Start of Data listing

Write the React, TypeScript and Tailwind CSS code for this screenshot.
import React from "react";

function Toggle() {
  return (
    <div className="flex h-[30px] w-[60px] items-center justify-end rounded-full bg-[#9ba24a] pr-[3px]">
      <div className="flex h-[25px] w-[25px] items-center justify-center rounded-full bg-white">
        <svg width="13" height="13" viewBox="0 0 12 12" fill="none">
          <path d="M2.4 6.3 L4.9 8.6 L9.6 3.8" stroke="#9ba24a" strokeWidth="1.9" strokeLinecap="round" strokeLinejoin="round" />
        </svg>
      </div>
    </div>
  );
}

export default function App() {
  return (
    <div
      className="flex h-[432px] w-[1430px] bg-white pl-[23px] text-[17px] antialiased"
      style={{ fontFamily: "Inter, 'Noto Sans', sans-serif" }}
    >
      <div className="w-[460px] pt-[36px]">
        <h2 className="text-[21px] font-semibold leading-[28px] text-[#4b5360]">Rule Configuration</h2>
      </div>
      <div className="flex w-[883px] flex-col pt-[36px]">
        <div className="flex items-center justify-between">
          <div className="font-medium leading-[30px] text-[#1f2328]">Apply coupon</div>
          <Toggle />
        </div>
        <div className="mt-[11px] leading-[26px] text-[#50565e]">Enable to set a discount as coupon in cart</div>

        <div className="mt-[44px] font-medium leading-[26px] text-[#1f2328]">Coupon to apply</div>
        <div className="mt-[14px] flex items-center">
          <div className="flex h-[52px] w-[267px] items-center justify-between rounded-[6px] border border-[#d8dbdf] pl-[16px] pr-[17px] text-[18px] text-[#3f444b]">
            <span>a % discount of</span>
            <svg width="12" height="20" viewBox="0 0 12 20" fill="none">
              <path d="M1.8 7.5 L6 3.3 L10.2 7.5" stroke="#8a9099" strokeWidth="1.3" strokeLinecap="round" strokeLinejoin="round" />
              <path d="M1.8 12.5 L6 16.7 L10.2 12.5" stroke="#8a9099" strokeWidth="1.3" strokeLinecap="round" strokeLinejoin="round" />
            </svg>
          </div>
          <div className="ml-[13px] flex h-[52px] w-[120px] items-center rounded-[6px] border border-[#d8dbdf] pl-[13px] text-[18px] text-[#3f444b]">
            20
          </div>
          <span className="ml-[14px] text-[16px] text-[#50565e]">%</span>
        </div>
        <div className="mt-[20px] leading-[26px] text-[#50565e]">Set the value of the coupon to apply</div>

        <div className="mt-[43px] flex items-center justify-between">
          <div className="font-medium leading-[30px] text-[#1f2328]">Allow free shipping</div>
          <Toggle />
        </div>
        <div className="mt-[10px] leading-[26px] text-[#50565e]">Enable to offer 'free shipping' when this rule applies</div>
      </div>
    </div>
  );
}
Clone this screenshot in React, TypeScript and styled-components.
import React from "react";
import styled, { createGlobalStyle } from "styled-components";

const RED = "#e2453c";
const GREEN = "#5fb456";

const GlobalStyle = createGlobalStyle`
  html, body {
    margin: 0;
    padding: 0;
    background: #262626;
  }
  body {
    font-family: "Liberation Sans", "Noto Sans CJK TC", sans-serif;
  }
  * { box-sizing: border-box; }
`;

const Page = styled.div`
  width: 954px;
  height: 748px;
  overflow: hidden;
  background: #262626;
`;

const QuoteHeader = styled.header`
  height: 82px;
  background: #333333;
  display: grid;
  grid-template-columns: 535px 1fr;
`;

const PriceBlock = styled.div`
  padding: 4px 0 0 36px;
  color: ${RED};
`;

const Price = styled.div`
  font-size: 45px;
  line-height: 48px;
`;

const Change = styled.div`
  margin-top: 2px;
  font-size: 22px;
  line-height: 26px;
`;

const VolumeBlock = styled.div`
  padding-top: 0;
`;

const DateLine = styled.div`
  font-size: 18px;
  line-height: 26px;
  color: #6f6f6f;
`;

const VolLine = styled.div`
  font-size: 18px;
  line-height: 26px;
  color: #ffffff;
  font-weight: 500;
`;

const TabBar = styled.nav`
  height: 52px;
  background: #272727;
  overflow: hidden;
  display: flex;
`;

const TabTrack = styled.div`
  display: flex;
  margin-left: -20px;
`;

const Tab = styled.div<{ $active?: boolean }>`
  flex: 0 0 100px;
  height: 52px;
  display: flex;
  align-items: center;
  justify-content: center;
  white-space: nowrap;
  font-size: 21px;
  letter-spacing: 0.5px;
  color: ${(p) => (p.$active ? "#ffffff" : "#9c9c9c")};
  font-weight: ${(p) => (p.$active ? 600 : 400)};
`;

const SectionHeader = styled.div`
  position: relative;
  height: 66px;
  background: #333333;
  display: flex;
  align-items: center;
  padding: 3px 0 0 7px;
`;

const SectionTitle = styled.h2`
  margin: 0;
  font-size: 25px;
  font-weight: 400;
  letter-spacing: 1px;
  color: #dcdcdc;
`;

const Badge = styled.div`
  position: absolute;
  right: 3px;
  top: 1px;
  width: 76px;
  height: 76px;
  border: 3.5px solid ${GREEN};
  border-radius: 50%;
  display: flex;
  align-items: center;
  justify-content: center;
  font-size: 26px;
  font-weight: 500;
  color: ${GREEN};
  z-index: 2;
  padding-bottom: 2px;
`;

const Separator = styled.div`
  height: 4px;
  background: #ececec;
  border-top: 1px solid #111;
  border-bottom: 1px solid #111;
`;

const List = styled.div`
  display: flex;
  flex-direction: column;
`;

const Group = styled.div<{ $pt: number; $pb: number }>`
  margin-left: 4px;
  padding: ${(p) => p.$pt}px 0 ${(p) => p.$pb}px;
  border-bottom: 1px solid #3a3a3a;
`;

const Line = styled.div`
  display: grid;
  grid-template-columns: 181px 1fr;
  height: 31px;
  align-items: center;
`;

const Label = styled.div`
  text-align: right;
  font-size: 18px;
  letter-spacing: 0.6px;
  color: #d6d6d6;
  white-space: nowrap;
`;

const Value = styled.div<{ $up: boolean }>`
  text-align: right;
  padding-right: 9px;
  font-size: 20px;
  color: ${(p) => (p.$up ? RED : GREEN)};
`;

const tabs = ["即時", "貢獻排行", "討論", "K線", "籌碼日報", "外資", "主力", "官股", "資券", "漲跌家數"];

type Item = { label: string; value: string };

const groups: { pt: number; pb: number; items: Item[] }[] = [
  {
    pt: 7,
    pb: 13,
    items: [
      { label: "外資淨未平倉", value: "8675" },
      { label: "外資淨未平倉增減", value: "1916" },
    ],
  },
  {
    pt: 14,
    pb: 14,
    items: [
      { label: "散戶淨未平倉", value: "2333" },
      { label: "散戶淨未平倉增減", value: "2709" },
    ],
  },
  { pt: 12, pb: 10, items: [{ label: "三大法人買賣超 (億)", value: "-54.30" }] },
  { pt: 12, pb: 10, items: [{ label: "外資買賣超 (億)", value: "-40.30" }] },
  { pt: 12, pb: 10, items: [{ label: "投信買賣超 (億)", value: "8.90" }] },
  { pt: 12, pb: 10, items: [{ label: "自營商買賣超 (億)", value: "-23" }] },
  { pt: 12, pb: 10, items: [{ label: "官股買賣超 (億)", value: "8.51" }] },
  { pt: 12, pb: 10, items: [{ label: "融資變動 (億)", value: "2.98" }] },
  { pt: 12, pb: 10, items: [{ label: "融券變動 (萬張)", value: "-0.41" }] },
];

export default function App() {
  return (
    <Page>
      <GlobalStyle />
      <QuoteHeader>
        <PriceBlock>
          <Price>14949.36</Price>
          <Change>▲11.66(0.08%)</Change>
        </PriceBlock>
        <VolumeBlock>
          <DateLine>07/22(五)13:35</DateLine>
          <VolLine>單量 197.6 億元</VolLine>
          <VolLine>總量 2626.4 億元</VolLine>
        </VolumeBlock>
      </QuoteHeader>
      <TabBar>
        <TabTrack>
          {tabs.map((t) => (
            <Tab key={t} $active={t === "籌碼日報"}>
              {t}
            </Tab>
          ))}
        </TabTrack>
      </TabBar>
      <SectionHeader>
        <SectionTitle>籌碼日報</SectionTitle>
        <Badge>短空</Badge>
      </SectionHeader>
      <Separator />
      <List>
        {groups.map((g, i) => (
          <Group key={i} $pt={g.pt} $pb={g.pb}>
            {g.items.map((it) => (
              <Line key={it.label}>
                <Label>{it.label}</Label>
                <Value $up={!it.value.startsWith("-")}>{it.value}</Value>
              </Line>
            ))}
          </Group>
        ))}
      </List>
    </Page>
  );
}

End of Data listing

▶ [What the task asks]:
Output only the lines from the top of the entries through the one holding "coupon in cart</div>", copied exactly.

▶ [Result of the task]:
Write the React, TypeScript and Tailwind CSS code for this screenshot.
import React from "react";

function Toggle() {
  return (
    <div className="flex h-[30px] w-[60px] items-center justify-end rounded-full bg-[#9ba24a] pr-[3px]">
      <div className="flex h-[25px] w-[25px] items-center justify-center rounded-full bg-white">
        <svg width="13" height="13" viewBox="0 0 12 12" fill="none">
          <path d="M2.4 6.3 L4.9 8.6 L9.6 3.8" stroke="#9ba24a" strokeWidth="1.9" strokeLinecap="round" strokeLinejoin="round" />
        </svg>
      </div>
    </div>
  );
}

export default function App() {
  return (
    <div
      className="flex h-[432px] w-[1430px] bg-white pl-[23px] text-[17px] antialiased"
      style={{ fontFamily: "Inter, 'Noto Sans', sans-serif" }}
    >
      <div className="w-[460px] pt-[36px]">
        <h2 className="text-[21px] font-semibold leading-[28px] text-[#4b5360]">Rule Configuration</h2>
      </div>
      <div className="flex w-[883px] flex-col pt-[36px]">
        <div className="flex items-center justify-between">
          <div className="font-medium leading-[30px] text-[#1f2328]">Apply coupon</div>
          <Toggle />
        </div>
        <div className="mt-[11px] leading-[26px] text-[#50565e]">Enable to set a discount as coupon in cart</div>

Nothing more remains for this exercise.